** Required task **
Copy every line of the listing that holds the string "this".

** Data supplied **
++++++++++++++++++++
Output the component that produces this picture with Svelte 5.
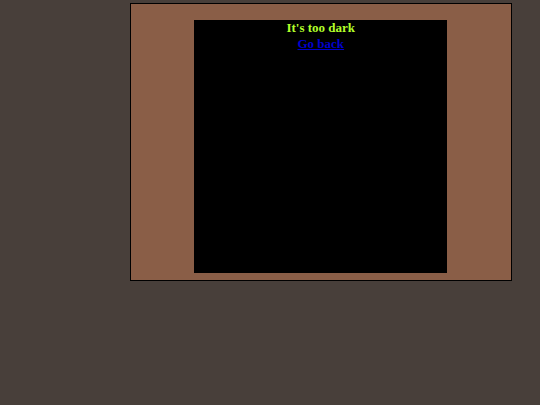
<script lang="ts">
	interface Props {
		message?: string;
		backUrl?: string;
	}

	let { message = "It's too dark", backUrl = '#back' }: Props = $props();
</script>

<main class="panel">
	<section class="room">
		<p class="message">{message}</p>
		<a class="back" href={backUrl}>Go back</a>
	</section>
</main>

<style>
	:global(body) {
		background: #483f3a;
	}

	.panel {
		display: flex;
		justify-content: center;
		margin: 3px 28px 0 24%;
		padding: 16px 16px 7px;
		border: 1px solid #000;
		background: #8a5e47;
	}

	.room {
		flex: 0 1 253px;
		aspect-ratio: 1;
		background: #000;
		font-family: 'Liberation Serif', 'Times New Roman', serif;
		font-size: 13px;
		font-weight: bold;
		line-height: 16px;
		text-align: center;
	}

	.message {
		margin: 0;
		color: #b2ff2a;
	}

	.back {
		color: #0000cd;
	}
</style>
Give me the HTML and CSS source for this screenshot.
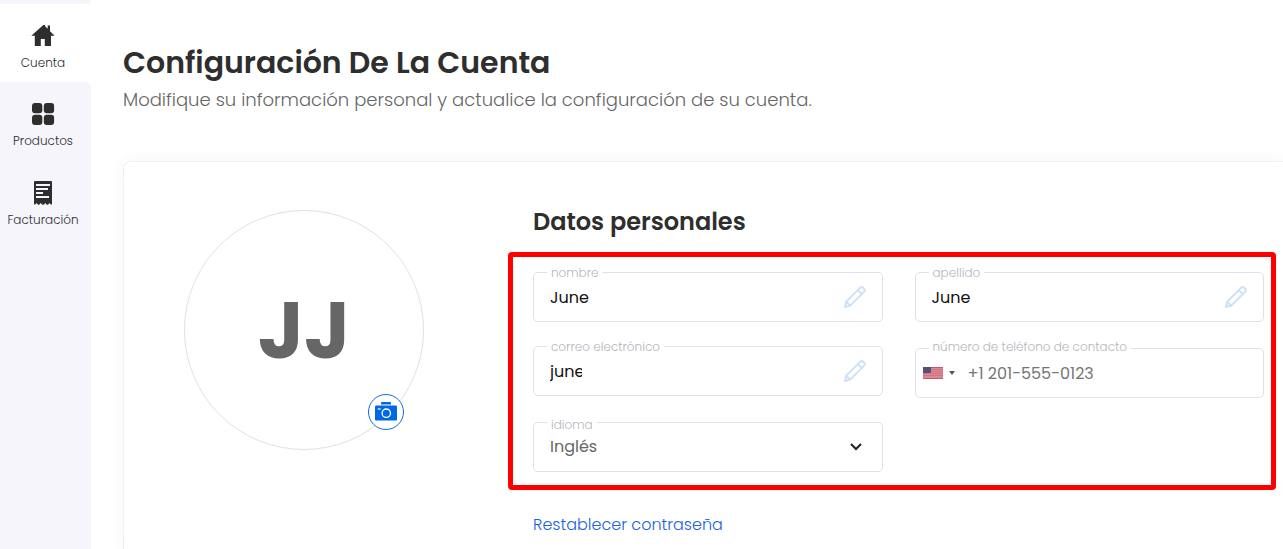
FILE: index.html
```html
<!DOCTYPE html>
<html lang="es">
<head>
<meta charset="utf-8">
<meta name="viewport" content="width=device-width, initial-scale=1">
<title>Configuración De La Cuenta</title>
<link rel="stylesheet" href="styles.css">
</head>
<body>
<div class="app">
  <nav class="sidebar">
    <div class="sidebar-cap"></div>
    <a class="nav-item active" href="#cuenta">
      <svg width="24" height="24" viewBox="0 0 24 24" fill="currentColor" aria-hidden="true"><path d="M12.300 1 .300 11.800h3.500V22h6v-7h4v7H20V11.800h3.700L19 7.300V1.500h-2.300v3.200L14 2V1z"/></svg>
      <span>Cuenta</span>
    </a>
    <div class="nav-rest">
      <a class="nav-item" href="#productos">
        <svg width="24" height="24" viewBox="0 0 24 24" fill="currentColor" aria-hidden="true"><rect x="1" y="1" width="10.300" height="10.300" rx="3"/><rect x="12.800" y="1" width="10.300" height="10.300" rx="3"/><rect x="1" y="12.800" width="10.300" height="10.300" rx="3"/><rect x="12.800" y="12.800" width="10.300" height="10.300" rx="3"/></svg>
        <span>Productos</span>
      </a>
      <a class="nav-item" href="#facturacion">
        <svg width="24" height="24" viewBox="0 0 24 24" aria-hidden="true"><path fill="currentColor" d="M3 1q0-1 1-1h16q1 0 1 1v22.500h-1.200L18.500 22l-1.500 1.700h-1.200L14.300 22l-1.600 1.700h-1.400L9.700 22l-1.500 1.700H7L5.500 22l-1.300 1.500H3z"/><path stroke="#f5f5fb" stroke-width="1.800" d="M5 4h14M5 8h12M5 12h7M5 16h13"/></svg>
        <span>Facturación</span>
      </a>
    </div>
  </nav>

  <main class="main">
    <header class="page-head">
      <h1>Configuración De La Cuenta</h1>
      <p>Modifique su información personal y actualice la configuración de su cuenta.</p>
    </header>

    <section class="card">
      <div class="avatar">
        <span>JJ</span>
        <button class="camera" type="button" aria-label="Cambiar foto">
          <svg width="22" height="20" viewBox="0 0 22 20" aria-hidden="true"><path fill="currentColor" d="M6 2.500V1q0-1 1-1h8q1 0 1 1v1.500z"/><rect y="3.500" width="22" height="15" rx="1.200" fill="currentColor"/><circle cx="11.300" cy="11.200" r="4.200" fill="none" stroke="#fff" stroke-width="1.300"/><path d="M2.700 7h3" stroke="#fff" stroke-width="1.200"/></svg>
        </button>
      </div>

      <form class="details">
        <h2>Datos personales</h2>
        <div class="fields">
          <div class="field">
            <label for="nombre">nombre</label>
            <input id="nombre" type="text" value="June">
            <button class="edit" type="button" aria-label="Editar nombre"><svg width="24" height="24" viewBox="0 0 24 24" aria-hidden="true"><path d="m2 22 1.200-5.400L17 2.900q2-1.600 3.700.3 1.900 1.700.3 3.700L7.300 20.600zM14.800 5.100l4 4M3.200 16.600l4.100 4"/></svg></button>
          </div>
          <div class="field">
            <label for="apellido">apellido</label>
            <input id="apellido" type="text" value="June">
            <button class="edit" type="button" aria-label="Editar apellido"><svg width="24" height="24" viewBox="0 0 24 24" aria-hidden="true"><path d="m2 22 1.200-5.400L17 2.900q2-1.600 3.700.3 1.900 1.700.3 3.700L7.300 20.600zM14.800 5.100l4 4M3.200 16.600l4.100 4"/></svg></button>
          </div>
          <div class="field">
            <label for="correo">correo electrónico</label>
            <input id="correo" class="short" type="text" value="june">
            <button class="edit" type="button" aria-label="Editar correo"><svg width="24" height="24" viewBox="0 0 24 24" aria-hidden="true"><path d="m2 22 1.200-5.400L17 2.900q2-1.600 3.700.3 1.900 1.700.3 3.700L7.300 20.600zM14.800 5.100l4 4M3.200 16.600l4.100 4"/></svg></button>
          </div>
          <div class="field phone">
            <label for="telefono">número de teléfono de contacto</label>
            <button class="country" type="button" aria-label="Estados Unidos">
              <svg width="20" height="12" viewBox="0 0 20 12" aria-hidden="true"><path fill="#d98a94" d="M0 0h20v12H0z"/><path stroke="#c65768" d="M0 .5h20M0 11.500h20"/><path stroke="#cf7582" d="M0 2.500h20M0 4.500h20M0 6.500h20M0 8.500h20"/><path fill="#53507c" d="M0 0h8v6H0z"/></svg>
              <svg width="6" height="4" viewBox="0 0 6 4" aria-hidden="true"><path fill="#555" d="M0 0h6L3 4z"/></svg>
            </button>
            <input id="telefono" type="tel" placeholder="+1 201-555-0123">
          </div>
          <div class="field language">
            <label for="idioma">idioma</label>
            <select id="idioma"><option>Inglés</option></select>
            <svg class="chevron" width="12" height="8" viewBox="0 0 12 8" aria-hidden="true"><path d="m1 1 5 5 5-5"/></svg>
          </div>
        </div>
        <a class="reset" href="#contrasena">Restablecer contraseña</a>
      </form>
    </section>
  </main>
</div>
</body>
</html>
```
FILE: styles.css
```css
* {
  box-sizing: border-box;
}

body {
  margin: 0;
  background: #fff;
  color: #2e2e2e;
  font-family: Poppins, Inter, "Liberation Sans", sans-serif;
}

button {
  padding: 0;
  border: 0;
  background: none;
  cursor: pointer;
}

svg {
  display: block;
}

.app {
  display: flex;
  min-height: 100vh;
}

.sidebar {
  display: flex;
  flex: 0 0 91px;
  flex-direction: column;
}

.sidebar-cap {
  height: 4px;
  background: #f5f5fb;
  border-radius: 0 0 4px 0;
}

.nav-rest {
  flex: 1;
  background: #f5f5fb;
  border-radius: 0 6px 0 0;
}

.nav-item {
  display: flex;
  flex-direction: column;
  align-items: center;
  gap: 6px;
  height: 78px;
  padding: 20px 5px 0 0;
  color: #2e2e2e;
  font-size: 12px;
  font-weight: 300;
  line-height: 18px;
  text-decoration: none;
}

.nav-item + .nav-item {
  padding-top: 21px;
}

.main {
  display: flex;
  flex: 1;
  flex-direction: column;
  min-width: 0;
  padding: 38px 0 0 32px;
}

h1,
h2,
p {
  margin: 0;
}

h1 {
  font-size: 30px;
  font-weight: 600;
  line-height: 50px;
}

.page-head p {
  color: #666;
  font-size: 18px;
  font-weight: 300;
  line-height: 24px;
}

.card {
  display: flex;
  flex: 1;
  gap: 84px;
  margin-top: 49px;
  padding: 48px 7px 0 60px;
  border: 1px solid #f0f0f3;
  border-width: 1px 0 0 1px;
  border-radius: 8px 0 0 0;
  box-shadow: 0 0 16px rgba(40, 60, 90, 0.06);
}

.avatar {
  position: relative;
  display: flex;
  flex: 0 0 240px;
  align-items: center;
  justify-content: center;
  height: 240px;
  border: 1px solid #e1e1e1;
  border-radius: 50%;
  color: #666;
  font-size: 80px;
  font-weight: 700;
  line-height: 1;
}

.camera {
  position: absolute;
  right: 19px;
  bottom: 19px;
  display: flex;
  align-items: center;
  justify-content: center;
  width: 36px;
  height: 36px;
  border: 1px solid #0b6be3;
  border-radius: 50%;
  background: #fff;
  color: #0068e5;
}

.details {
  flex: 1;
  min-width: 0;
}

h2 {
  padding: 0 0 18px 25px;
  font-size: 24px;
  font-weight: 600;
  line-height: 24px;
}

.fields {
  display: grid;
  grid-template-columns: repeat(2, minmax(0, 1fr));
  grid-template-rows: auto 52px auto;
  gap: 24px 32px;
  padding: 15px 7px 13px 20px;
  border: 5px solid #f00;
  border-radius: 4px;
}

.field {
  position: relative;
  display: flex;
  align-items: center;
  height: 50px;
  padding: 0 15px 0 16px;
  border: 1px solid #dfe1e6;
  border-radius: 5px;
}

.field label {
  position: absolute;
  top: -8px;
  left: 13px;
  padding: 0 4px;
  background: #fff;
  color: #b3b6bd;
  font-size: 12px;
  font-weight: 300;
  line-height: 16px;
}

.field input,
.field select {
  flex: 1;
  min-width: 0;
  height: 48px;
  padding: 0;
  border: 0;
  outline: 0;
  background: transparent;
  color: #111;
  font: inherit;
  font-size: 16px;
}

.field .short {
  flex: 0 0 32px;
}

.field select {
  padding-bottom: 2px;
  appearance: none;
  color: #666;
}

.phone {
  align-self: end;
  padding-left: 7px;
}

.phone label {
  top: -10px;
}

.language label {
  top: -6px;
}

.phone input::placeholder {
  color: #757575;
  opacity: 1;
}

.country {
  display: flex;
  align-items: center;
  gap: 6px;
  margin-right: 13px;
}

.edit {
  margin-left: auto;
}

.edit path {
  fill: none;
  stroke: #cce1fa;
  stroke-linejoin: round;
  stroke-width: 2;
}

.chevron {
  position: absolute;
  right: 20px;
  pointer-events: none;
}

.chevron path {
  fill: none;
  stroke: #222;
  stroke-width: 2;
}

.reset {
  display: inline-block;
  margin: 22px 0 0 25px;
  color: #1d62dc;
  font-size: 16px;
  font-weight: 300;
  line-height: 26px;
  text-decoration: none;
}
```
++++++++++++++++++++
** Full output **
Output the component that produces this picture with Svelte 5.
Give me the HTML and CSS source for this screenshot.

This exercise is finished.